Deep Distribution Network: Addressing the Data Sparsity Issue for Top-N Recommendation

  • Lei Zheng ,
  • Chaozhuo Li ,
  • Chun-Ta Lu ,
  • Jiawei Zhang ,
  • Philip S. Yu

SIGIR |

Existing recommendation methods mostly learn fixed vectors for users and items in a low-dimensional continuous space, and then calculate the popular dot-product to derive user-item distances. However, these methods suffer from two drawbacks: (1) the data sparsity issue prevents from learning high-quality representations; and (2) the dot-product violates the crucial triangular inequality and therefore, results in a sub-optimal performance. In this work, in order to overcome the two aforementioned drawbacks, we propose Deep Distribution Network (DDN) to model users and items via Gaussian distributions.

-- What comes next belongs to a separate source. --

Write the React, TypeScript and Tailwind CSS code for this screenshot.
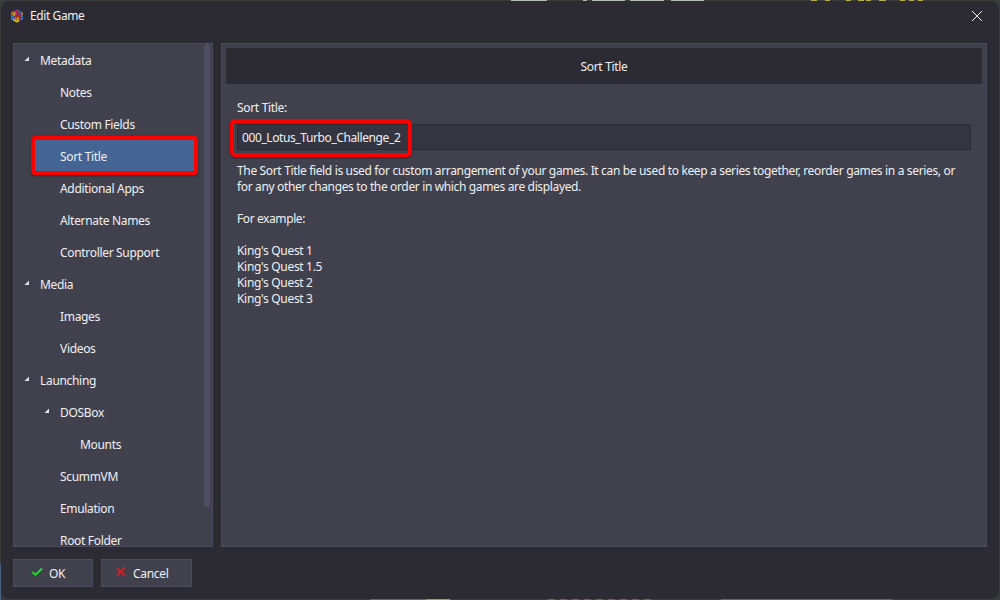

We argue that, compared to fixed vectors, distribution-based representations are more powerful to characterize users’ uncertain interests and items’ distinct properties. In addition, we propose a Wasserstein-based loss, in which the critical triangular inequality can be satisfied. In experiments, we evaluate DDN and comparative models on standard datasets. It is shown that DDN significantly outperforms state-of-the-art models, demonstrating the advantages of the proposed distribution-based representations and wassertein loss.